Imitazioni e parodia. Ci spieghi il sottile filo che le distingue?
C’è una distinzione tra imitazione e parodia. L’imitazione è l’emulazione di un personaggio, dal linguaggio alla mimica. La parodia è un ritratto che io creo del personaggio originale e che spesso si discosta da questo. La parodia diventa anche uno strumento per dire ciò che penso io.
Hai un personaggio a cui sei particolarmente legato?
Sono tutti figli miei, anche se sono legato al personaggio di Bublè che ha segnato i miei esordi, è legato al Francesco piccolo dei primi tempi.

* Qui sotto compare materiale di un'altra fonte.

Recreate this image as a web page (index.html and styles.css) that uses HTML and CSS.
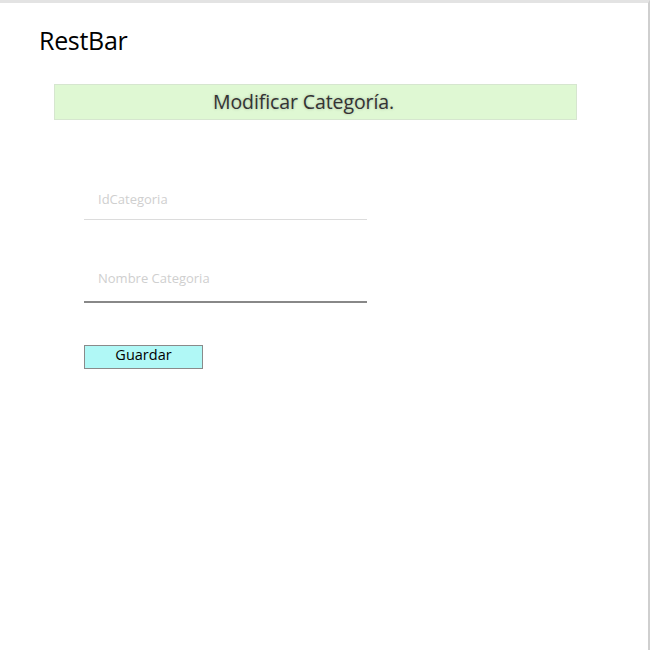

Ti senti più bravo o fortunato?
Entrambi. La gavetta è stata dura perché sono partito facendo serate di cabaret in cui guadagnavo 50 euro a sera nelle pizzerie, allo stesso tempo però sono stato fortunato perché ho avuto delle vetrine importanti molto presto. Come quella di “Made in Sud” in cui avevo solo diciannove anni. Ne avevo ventirè quando la trasmissione è diventata un fenomeno. Ho vissuto, quindi, tutto molto presto, anche le esperienze negative, e quando sei giovane i passi falsi non fanno grossi danni. A trent’anni avevo già l’esperienza professionale per fronteggiare tutto con grande maturità.
Un tuo pregio?
L’intelligenza consiste nella capacità di adattarsi, come diceva Einstein. E questo è il mio motto. Sono una persona molto duttile, sia sul lavoro che nelle relazioni.
Difetti?
Ho un modo tutto strano di grattarmi il naso perché sono allergico. Altro difetto, sono un procastinatore, cioè rimando le cose che non mi va di fare.
Rimpianti?
Non vivo di rimpianti, ma se potessi, come nel film “Sliding Doors”, vorrei vedere cosa sarebbe successo se avessi accettato di presentare “Made in Sud”, offerta che mi fu fatta dopo l’abbandono di Gigi e Ross. Non mi sentivo pronto per quella responsabilità e poi volevo creare un percorso tutto mio al di fuori dalla trasmissione, quindi istintivamente dissi no. Poi, quando ho visto l’ascesa di Stefano De Martino che è partito proprio dalla conduzione di “Made in Sud”, mi è venuta la curiosità di sapere cosa sarebbe stato di me. Ma è pura curiosità e non un rimpianto.